> STORED DATA:
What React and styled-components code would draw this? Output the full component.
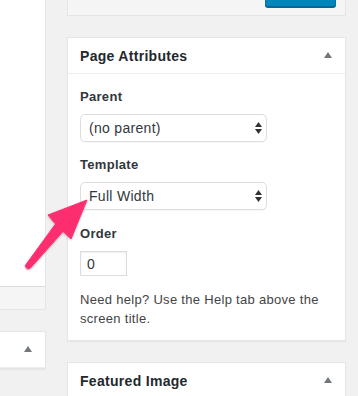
import React from "react";
import styled, { createGlobalStyle } from "styled-components";

const GlobalStyle = createGlobalStyle`
  html, body {
    margin: 0;
    padding: 0;
    background: #f1f1f1;
    font-family: "Liberation Sans", Arial, sans-serif;
    letter-spacing: 0.3px;
    overflow: hidden;
  }
`;

const Page = styled.div`
  position: relative;
  display: flex;
  gap: 21px;
  width: 358px;
  height: 396px;
  overflow: hidden;
`;

const LeftColumn = styled.div`
  width: 46px;
  flex-shrink: 0;
  display: flex;
  flex-direction: column;
  gap: 21px;
`;

const RightColumn = styled.div`
  width: 279px;
  flex-shrink: 0;
  display: flex;
  flex-direction: column;
  gap: 21px;
`;

const EditorBox = styled.div`
  background: #fff;
  border-right: 1px solid #e5e5e5;
  border-bottom: 1px solid #e5e5e5;
  display: flex;
  flex-direction: column;
`;

const EditorBody = styled.div`
  height: 286px;
`;

const EditorFooter = styled.div`
  height: 22px;
  background: #f5f5f5;
  border-top: 1px solid #ddd;
`;

const PublishBox = styled.div`
  box-sizing: border-box;
  height: 16px;
  background: #f5f5f5;
  border: 1px solid #e5e5e5;
  border-top: none;
  display: flex;
  justify-content: flex-end;
  align-items: flex-end;
  padding: 0 9px 8px 0;
`;

const PublishButton = styled.div`
  box-sizing: border-box;
  width: 71px;
  height: 7px;
  background: #0085ba;
  border: 1px solid #0073aa;
  border-top: none;
  border-bottom-color: #006799;
  border-radius: 0 0 3px 3px;
  box-shadow: 0 1px 0 #006799;
`;

const Postbox = styled.div`
  background: #fff;
  border: 1px solid #e5e5e5;
  border-left: ${(p) => (p.$cutLeft ? "none" : "1px solid #e5e5e5")};
  box-shadow: 0 1px 1px rgba(0, 0, 0, 0.04);
`;

const PostboxHeader = styled.div`
  box-sizing: border-box;
  height: 36px;
  display: flex;
  align-items: center;
  justify-content: space-between;
  padding: 0 13px 0 12px;
  border-bottom: 1px solid #eee;
`;

const PostboxTitle = styled.h2`
  margin: 0;
  font-size: 14px;
  font-weight: 700;
  line-height: 36px;
  color: #23282d;
`;

const Toggle = styled.span`
  width: 0;
  height: 0;
  border-left: 4px solid transparent;
  border-right: 4px solid transparent;
  border-bottom: 6px solid #72777c;
  margin-top: -1px;
`;

const Inside = styled.div`
  padding: 0 12px 12px;
`;

const FieldLabel = styled.p`
  margin: ${(p) => p.$top}px 0 7px;
  font-size: 13px;
  font-weight: 700;
  line-height: 20px;
  color: #32373c;
`;

const SelectBox = styled.div`
  box-sizing: border-box;
  width: 187px;
  height: 28px;
  border: 1px solid #ddd;
  border-radius: 5px;
  background: #fff;
  display: flex;
  align-items: center;
  justify-content: space-between;
  padding: 0 4px 0 8px;
  font-size: 14px;
  color: #32373c;
  box-shadow: 0 1px 1px rgba(0, 0, 0, 0.03);
`;

const NumberInput = styled.div`
  box-sizing: border-box;
  width: 47px;
  height: 25px;
  border: 1px solid #ddd;
  box-shadow: inset 0 1px 2px rgba(0, 0, 0, 0.07);
  display: flex;
  align-items: center;
  padding-left: 6px;
  font-size: 14px;
  color: #32373c;
`;

const HelpText = styled.p`
  margin: 14px 0 0;
  font-size: 13px;
  line-height: 19px;
  color: #444;
`;

const ArrowLayer = styled.svg`
  position: absolute;
  left: 0;
  top: 0;
  pointer-events: none;
`;

function SelectArrows() {
  return (
    <svg width="7" height="12" viewBox="0 0 7 12">
      <polygon points="0,5 3.5,0 7,5" fill="#333" />
      <polygon points="0,7 3.5,12 7,7" fill="#333" />
    </svg>
  );
}

function Select({ value }) {
  return (
    <SelectBox>
      <span>{value}</span>
      <SelectArrows />
    </SelectBox>
  );
}

export default function App() {
  return (
    <>
      <GlobalStyle />
      <Page>
        <LeftColumn>
          <EditorBox>
            <EditorBody />
            <EditorFooter />
          </EditorBox>
          <Postbox $cutLeft>
            <PostboxHeader>
              <span />
              <Toggle />
            </PostboxHeader>
          </Postbox>
        </LeftColumn>

        <RightColumn>
          <PublishBox>
            <PublishButton />
          </PublishBox>

          <Postbox>
            <PostboxHeader>
              <PostboxTitle>Page Attributes</PostboxTitle>
              <Toggle />
            </PostboxHeader>
            <Inside>
              <FieldLabel $top={13}>Parent</FieldLabel>
              <Select value="(no parent)" />
              <FieldLabel $top={13}>Template</FieldLabel>
              <Select value="Full Width" />
              <FieldLabel $top={14}>Order</FieldLabel>
              <NumberInput>0</NumberInput>
              <HelpText>Need help? Use the Help tab above the screen title.</HelpText>
            </Inside>
          </Postbox>

          <Postbox>
            <PostboxHeader>
              <PostboxTitle>Featured Image</PostboxTitle>
              <Toggle />
            </PostboxHeader>
          </Postbox>
        </RightColumn>

        <ArrowLayer width="358" height="396" viewBox="0 0 358 396">
          <defs>
            <filter id="arrowShadow" x="-20%" y="-20%" width="140%" height="140%">
              <feDropShadow dx="0" dy="1" stdDeviation="1.2" floodColor="#000" floodOpacity="0.25" />
            </filter>
          </defs>
          <path
            d="M87,200 L71,239 L63,231.5 L30.5,268 Q27.5,270.5 25.5,267 Q25,265.5 26,264.5 L55.5,224 L48,215 Z"
            fill="#fd2f70"
            stroke="#fd2f70"
            strokeWidth="1"
            strokeLinejoin="round"
            filter="url(#arrowShadow)"
          />
        </ArrowLayer>
      </Page>
    </>
  );
}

> GIVEN REQUEST: Give every line back word for word and leave the pictures out.

> REPLY TO THE EXERCISE:
What React and styled-components code would draw this? Output the full component.
import React from "react";
import styled, { createGlobalStyle } from "styled-components";

const GlobalStyle = createGlobalStyle`
  html, body {
    margin: 0;
    padding: 0;
    background: #f1f1f1;
    font-family: "Liberation Sans", Arial, sans-serif;
    letter-spacing: 0.3px;
    overflow: hidden;
  }
`;

const Page = styled.div`
  position: relative;
  display: flex;
  gap: 21px;
  width: 358px;
  height: 396px;
  overflow: hidden;
`;

const LeftColumn = styled.div`
  width: 46px;
  flex-shrink: 0;
  display: flex;
  flex-direction: column;
  gap: 21px;
`;

const RightColumn = styled.div`
  width: 279px;
  flex-shrink: 0;
  display: flex;
  flex-direction: column;
  gap: 21px;
`;

const EditorBox = styled.div`
  background: #fff;
  border-right: 1px solid #e5e5e5;
  border-bottom: 1px solid #e5e5e5;
  display: flex;
  flex-direction: column;
`;

const EditorBody = styled.div`
  height: 286px;
`;

const EditorFooter = styled.div`
  height: 22px;
  background: #f5f5f5;
  border-top: 1px solid #ddd;
`;

const PublishBox = styled.div`
  box-sizing: border-box;
  height: 16px;
  background: #f5f5f5;
  border: 1px solid #e5e5e5;
  border-top: none;
  display: flex;
  justify-content: flex-end;
  align-items: flex-end;
  padding: 0 9px 8px 0;
`;

const PublishButton = styled.div`
  box-sizing: border-box;
  width: 71px;
  height: 7px;
  background: #0085ba;
  border: 1px solid #0073aa;
  border-top: none;
  border-bottom-color: #006799;
  border-radius: 0 0 3px 3px;
  box-shadow: 0 1px 0 #006799;
`;

const Postbox = styled.div`
  background: #fff;
  border: 1px solid #e5e5e5;
  border-left: ${(p) => (p.$cutLeft ? "none" : "1px solid #e5e5e5")};
  box-shadow: 0 1px 1px rgba(0, 0, 0, 0.04);
`;

const PostboxHeader = styled.div`
  box-sizing: border-box;
  height: 36px;
  display: flex;
  align-items: center;
  justify-content: space-between;
  padding: 0 13px 0 12px;
  border-bottom: 1px solid #eee;
`;

const PostboxTitle = styled.h2`
  margin: 0;
  font-size: 14px;
  font-weight: 700;
  line-height: 36px;
  color: #23282d;
`;

const Toggle = styled.span`
  width: 0;
  height: 0;
  border-left: 4px solid transparent;
  border-right: 4px solid transparent;
  border-bottom: 6px solid #72777c;
  margin-top: -1px;
`;

const Inside = styled.div`
  padding: 0 12px 12px;
`;

const FieldLabel = styled.p`
  margin: ${(p) => p.$top}px 0 7px;
  font-size: 13px;
  font-weight: 700;
  line-height: 20px;
  color: #32373c;
`;

const SelectBox = styled.div`
  box-sizing: border-box;
  width: 187px;
  height: 28px;
  border: 1px solid #ddd;
  border-radius: 5px;
  background: #fff;
  display: flex;
  align-items: center;
  justify-content: space-between;
  padding: 0 4px 0 8px;
  font-size: 14px;
  color: #32373c;
  box-shadow: 0 1px 1px rgba(0, 0, 0, 0.03);
`;

const NumberInput = styled.div`
  box-sizing: border-box;
  width: 47px;
  height: 25px;
  border: 1px solid #ddd;
  box-shadow: inset 0 1px 2px rgba(0, 0, 0, 0.07);
  display: flex;
  align-items: center;
  padding-left: 6px;
  font-size: 14px;
  color: #32373c;
`;

const HelpText = styled.p`
  margin: 14px 0 0;
  font-size: 13px;
  line-height: 19px;
  color: #444;
`;

const ArrowLayer = styled.svg`
  position: absolute;
  left: 0;
  top: 0;
  pointer-events: none;
`;

function SelectArrows() {
  return (
    <svg width="7" height="12" viewBox="0 0 7 12">
      <polygon points="0,5 3.5,0 7,5" fill="#333" />
      <polygon points="0,7 3.5,12 7,7" fill="#333" />
    </svg>
  );
}

function Select({ value }) {
  return (
    <SelectBox>
      <span>{value}</span>
      <SelectArrows />
    </SelectBox>
  );
}

export default function App() {
  return (
    <>
      <GlobalStyle />
      <Page>
        <LeftColumn>
          <EditorBox>
            <EditorBody />
            <EditorFooter />
          </EditorBox>
          <Postbox $cutLeft>
            <PostboxHeader>
              <span />
              <Toggle />
            </PostboxHeader>
          </Postbox>
        </LeftColumn>

        <RightColumn>
          <PublishBox>
            <PublishButton />
          </PublishBox>

          <Postbox>
            <PostboxHeader>
              <PostboxTitle>Page Attributes</PostboxTitle>
              <Toggle />
            </PostboxHeader>
            <Inside>
              <FieldLabel $top={13}>Parent</FieldLabel>
              <Select value="(no parent)" />
              <FieldLabel $top={13}>Template</FieldLabel>
              <Select value="Full Width" />
              <FieldLabel $top={14}>Order</FieldLabel>
              <NumberInput>0</NumberInput>
              <HelpText>Need help? Use the Help tab above the screen title.</HelpText>
            </Inside>
          </Postbox>

          <Postbox>
            <PostboxHeader>
              <PostboxTitle>Featured Image</PostboxTitle>
              <Toggle />
            </PostboxHeader>
          </Postbox>
        </RightColumn>

        <ArrowLayer width="358" height="396" viewBox="0 0 358 396">
          <defs>
            <filter id="arrowShadow" x="-20%" y="-20%" width="140%" height="140%">
              <feDropShadow dx="0" dy="1" stdDeviation="1.2" floodColor="#000" floodOpacity="0.25" />
            </filter>
          </defs>
          <path
            d="M87,200 L71,239 L63,231.5 L30.5,268 Q27.5,270.5 25.5,267 Q25,265.5 26,264.5 L55.5,224 L48,215 Z"
            fill="#fd2f70"
            stroke="#fd2f70"
            strokeWidth="1"
            strokeLinejoin="round"
            filter="url(#arrowShadow)"
          />
        </ArrowLayer>
      </Page>
    </>
  );
}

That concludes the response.